Out of Sorts by Scripps College Press

$250.00 - Please contact 23 Sandy for current availability.
The 1000-year history of type manufacturing is full of surprises.
  • In China and Korea, movable type was developed in clay, wood and other materials hundreds of years before Gutenberg's famous printed Bible.
  • Recent investigations at Princeton University have even cast doubt on Gutenberg's hand mould process, showing evidence of a different method of casting type.
  • Although European methods for metal typecasting of Arabic type were developed within 65 years of the publication of Gutenberg's Bible, Islamic countries did not allow books printed in metal until the 19th century: the calligraphic tradition was strongly supported by the state.
  • Type for computers today continues to be made by "typefoundries," though the methods are programmatic rather than carved punches hammered into a copper matrix for casting.
After students researched type manufacturing history, it seemed reasonable to ask them this semester to design and carve their own movable type in cherry wood. To keep it simple and direct, two prints made by lettering artist Hans Schmidt in the 60s were brought in as models for a highly geometric typeface. The proportions were modified to reflect the eight width groupings of the Trajan Column capitals in Rome. Letters not in Schmidt's prints needed to be designed. Carving commenced and continued throughout the semester as new letters were needed for the book. We often found ourselves out of sorts. We purchased Fontographer so that a sub-group of four students could digitize the type from the drawn and carved forms. A variety of experiments with the type could now be made into plates for printing. The experience of designing a typeface and manufacturing it in class proved time-consuming, painstaking, exhilarating, and ultimately rewarding. Fourteen students in the Typography and the Book Arts class at Scripps College designed and produced this book by letterpress on four Vandercook presses. The wood type was carved into cherry and digitized by the students, who named it NeoSchmidt, after the lettering artist Hans Schmidt, whose prints they studied. The visual aspects of the book were inspired by the geometric structures of medieval book imagery. The colors of the linoleum blocks reflect the preponderance of lapis lazuli blue, crimson red and royal purple in medieval miniatures. The Ginga Iridescent Orange bookcloth used for the binding introduces gold which was prevalent in medieval manuscripts.

Artist Bio

The Scripps College Press was founded in 1941 as an experimental typographic laboratory. In 1986 Kitty Maryatt became the Director of the Press and instituted a new program of collaborative class books.

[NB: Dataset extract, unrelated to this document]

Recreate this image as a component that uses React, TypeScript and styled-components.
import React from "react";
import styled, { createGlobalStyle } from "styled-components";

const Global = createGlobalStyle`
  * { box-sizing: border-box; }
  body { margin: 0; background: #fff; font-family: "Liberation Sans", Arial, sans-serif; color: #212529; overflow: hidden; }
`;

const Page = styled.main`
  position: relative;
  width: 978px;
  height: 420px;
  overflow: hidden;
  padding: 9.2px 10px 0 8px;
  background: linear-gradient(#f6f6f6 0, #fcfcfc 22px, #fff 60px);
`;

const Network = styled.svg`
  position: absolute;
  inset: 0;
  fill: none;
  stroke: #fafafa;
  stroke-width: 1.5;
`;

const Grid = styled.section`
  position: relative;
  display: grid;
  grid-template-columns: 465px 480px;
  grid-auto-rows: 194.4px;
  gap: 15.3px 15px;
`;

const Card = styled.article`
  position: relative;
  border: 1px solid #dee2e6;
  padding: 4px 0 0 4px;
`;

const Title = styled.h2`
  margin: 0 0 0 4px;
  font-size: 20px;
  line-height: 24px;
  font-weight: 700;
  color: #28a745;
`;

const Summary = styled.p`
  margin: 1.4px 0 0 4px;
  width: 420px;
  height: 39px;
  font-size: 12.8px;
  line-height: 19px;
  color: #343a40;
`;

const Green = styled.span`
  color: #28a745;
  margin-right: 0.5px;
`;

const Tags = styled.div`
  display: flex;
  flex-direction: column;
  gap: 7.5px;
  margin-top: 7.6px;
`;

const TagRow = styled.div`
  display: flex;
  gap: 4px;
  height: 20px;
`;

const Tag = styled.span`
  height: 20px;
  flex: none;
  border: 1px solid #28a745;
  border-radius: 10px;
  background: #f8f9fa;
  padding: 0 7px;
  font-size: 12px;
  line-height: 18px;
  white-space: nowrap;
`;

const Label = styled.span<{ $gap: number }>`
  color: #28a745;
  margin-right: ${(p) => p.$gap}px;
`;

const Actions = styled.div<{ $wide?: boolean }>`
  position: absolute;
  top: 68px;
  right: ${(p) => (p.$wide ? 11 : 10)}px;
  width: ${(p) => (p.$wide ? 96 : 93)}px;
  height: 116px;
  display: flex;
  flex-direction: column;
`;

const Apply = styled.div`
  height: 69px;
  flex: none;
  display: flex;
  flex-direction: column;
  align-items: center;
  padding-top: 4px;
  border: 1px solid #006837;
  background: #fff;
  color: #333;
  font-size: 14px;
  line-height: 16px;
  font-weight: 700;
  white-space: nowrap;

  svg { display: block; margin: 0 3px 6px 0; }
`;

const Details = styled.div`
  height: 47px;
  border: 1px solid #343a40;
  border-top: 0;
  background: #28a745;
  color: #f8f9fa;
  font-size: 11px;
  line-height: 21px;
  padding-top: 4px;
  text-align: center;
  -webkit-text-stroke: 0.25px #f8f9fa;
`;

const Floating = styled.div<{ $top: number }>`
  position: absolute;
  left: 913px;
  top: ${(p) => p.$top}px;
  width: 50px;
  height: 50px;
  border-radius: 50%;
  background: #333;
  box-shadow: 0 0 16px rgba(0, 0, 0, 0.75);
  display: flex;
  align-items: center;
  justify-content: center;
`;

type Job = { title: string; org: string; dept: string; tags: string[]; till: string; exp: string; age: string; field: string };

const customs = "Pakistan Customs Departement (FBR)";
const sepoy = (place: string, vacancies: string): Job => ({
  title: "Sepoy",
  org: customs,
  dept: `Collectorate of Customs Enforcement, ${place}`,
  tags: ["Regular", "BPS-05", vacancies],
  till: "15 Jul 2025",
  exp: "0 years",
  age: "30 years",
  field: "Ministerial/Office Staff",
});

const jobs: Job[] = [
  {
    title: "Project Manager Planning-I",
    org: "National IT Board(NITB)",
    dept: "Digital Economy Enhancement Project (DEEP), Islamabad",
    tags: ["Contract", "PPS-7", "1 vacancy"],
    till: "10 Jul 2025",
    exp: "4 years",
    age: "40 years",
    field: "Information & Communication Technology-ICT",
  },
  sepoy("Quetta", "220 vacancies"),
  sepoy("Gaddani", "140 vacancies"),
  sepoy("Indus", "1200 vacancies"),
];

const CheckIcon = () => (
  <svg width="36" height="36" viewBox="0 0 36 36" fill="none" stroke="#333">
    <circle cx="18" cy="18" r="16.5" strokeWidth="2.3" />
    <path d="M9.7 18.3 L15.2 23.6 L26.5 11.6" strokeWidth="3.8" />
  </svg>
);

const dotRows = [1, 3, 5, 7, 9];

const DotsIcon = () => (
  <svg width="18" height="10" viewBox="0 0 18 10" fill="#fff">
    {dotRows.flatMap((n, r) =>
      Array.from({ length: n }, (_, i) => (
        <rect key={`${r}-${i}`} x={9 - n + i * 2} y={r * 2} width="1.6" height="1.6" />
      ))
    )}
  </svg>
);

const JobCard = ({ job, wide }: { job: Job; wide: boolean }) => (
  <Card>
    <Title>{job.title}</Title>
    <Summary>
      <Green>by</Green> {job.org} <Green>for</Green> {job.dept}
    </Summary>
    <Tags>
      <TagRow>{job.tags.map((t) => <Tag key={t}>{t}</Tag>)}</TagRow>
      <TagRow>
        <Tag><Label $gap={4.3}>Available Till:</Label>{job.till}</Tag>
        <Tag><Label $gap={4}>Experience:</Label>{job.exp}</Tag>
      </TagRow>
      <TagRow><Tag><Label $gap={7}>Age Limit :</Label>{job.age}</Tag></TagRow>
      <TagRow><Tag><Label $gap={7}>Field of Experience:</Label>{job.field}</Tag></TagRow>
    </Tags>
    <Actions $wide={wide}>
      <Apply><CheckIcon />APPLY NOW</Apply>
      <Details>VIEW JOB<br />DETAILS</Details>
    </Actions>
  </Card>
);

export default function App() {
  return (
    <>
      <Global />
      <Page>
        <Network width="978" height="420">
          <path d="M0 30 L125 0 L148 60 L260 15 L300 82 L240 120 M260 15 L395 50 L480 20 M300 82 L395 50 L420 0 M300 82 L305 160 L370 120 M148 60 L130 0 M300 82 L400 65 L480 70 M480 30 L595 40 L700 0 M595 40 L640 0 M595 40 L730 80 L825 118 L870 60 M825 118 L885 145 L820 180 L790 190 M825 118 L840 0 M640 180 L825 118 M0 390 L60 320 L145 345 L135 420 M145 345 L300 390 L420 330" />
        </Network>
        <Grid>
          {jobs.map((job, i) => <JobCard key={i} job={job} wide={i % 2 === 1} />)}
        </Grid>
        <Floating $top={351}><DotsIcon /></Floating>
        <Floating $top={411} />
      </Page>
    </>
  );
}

Two letterpress books are produced each year by the Typography class. The class supported by the Press is entitled Typography and the Book Arts. Students from all five of the Claremont Colleges are allowed to attend. The premise of the class is that all students will learn the highest standards of typography and printing by publishing their own books. These neophyte students are asked to write on a given subject, make imagery, design the layout, hand set the metal type, print the book by letterpress and bind the edition of about 100 copies, all in one semester.